In a press release for the study, Amir Whitaker, senior policy counsel with the ACLU Foundation of Southern California, said: “The data reveals troubling trends endemic to racist and oppressive policing at large. Officers racially profile students of color and handcuff them as young as eight years old.”
Along with the ACLU, Students Deserve also surveyed a little over 5,000 students across LAUSD and found that 87% of students favored entirely defunding police on campus.
When asked what defunding police on campuses means to them, Simya Smith, a Junior at Dorsey High School, put it simply.

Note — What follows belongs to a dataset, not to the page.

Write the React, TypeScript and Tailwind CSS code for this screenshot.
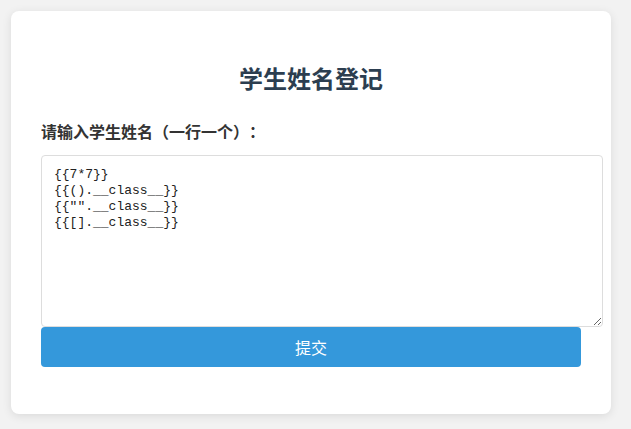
export default function App() {
  const names = '{{7*7}}\n{{().__class__}}\n{{"".__class__}}\n{{[].__class__}}';

  return (
    <div className="min-h-[429px] bg-[#f2f2f2] pl-[11px] pt-[11px] pb-[16px] font-['Liberation_Sans','Noto_Sans_CJK_SC',sans-serif]">
      <div className="w-[600px] rounded-[8px] bg-white px-[30px] pt-[30px] pb-[47px] shadow-[0_2px_10px_rgba(0,0,0,0.1)]">
        {/* Title */}
        <h2 className="mt-[24px] text-center text-[24px] font-bold leading-[29px] text-[#2c3e50]">
          学生姓名登记
        </h2>

        {/* Form */}
        <form onSubmit={(e) => e.preventDefault()}>
          <label className="mt-[25px] block font-['Noto_Sans_CJK_SC',sans-serif] text-[16px] font-bold leading-[24px] text-[#333] [text-spacing-trim:space-all]">
            请输入学生姓名（一行一个）：
          </label>
          <textarea
            defaultValue={names}
            className="mt-[12px] box-content block h-[149px] w-[538px] rounded-[4px] border border-[#ddd] pt-[11px] pb-[10px] pl-[12px] pr-[10px] font-['Liberation_Mono','Noto_Sans_CJK_SC',monospace] text-[13px] leading-[16px] text-[#222] outline-none"
          />
          <button
            type="submit"
            className="block h-[40px] w-full rounded-[4px] bg-[#3498db] pt-[3px] text-[16px] text-white"
          >
            提交
          </button>
        </form>
      </div>
    </div>
  );
}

“Defunding police on campus means taking our freedom back and providing our communities with the resources it needs. We’re taking away money from racism, white supremacy, and that’s what we’re defunding,” she said. “We deserve to put that money into our schools to guarantee our success.”
Although LAUSD has not entirely defunded on-campus police, students have won several of their campaigns for change. For this school year, police are no longer allowed on campus. Also, the board of education that finalized the decision cut a third of its officers. Along with this, the use of pepper spray by police on students was banned, and the end of random searches. More importantly, $25 million in funds were cut from the Los Angeles School Police Department to fund a Black Student Achievement Plan. The funds being moved to help Black students are a small glimpse of how the money used to support police can help students with essential resources.
L.A. TACO sent an email to LAUSD for comment on this situation. They responded by saying that they "do not have a statement," and instead provided the above link providing "robust information about Black Student Achievement Plan."
“It’s a big win, but we need more. Students desperately want more access to counseling services, mental health services, and even things like better food,” said Huerta. “The students are amazing and are really the leaders of this. As educators and adults, if we are really trying to help these students succeed, we need to make sure that we listen to them and what they need most.”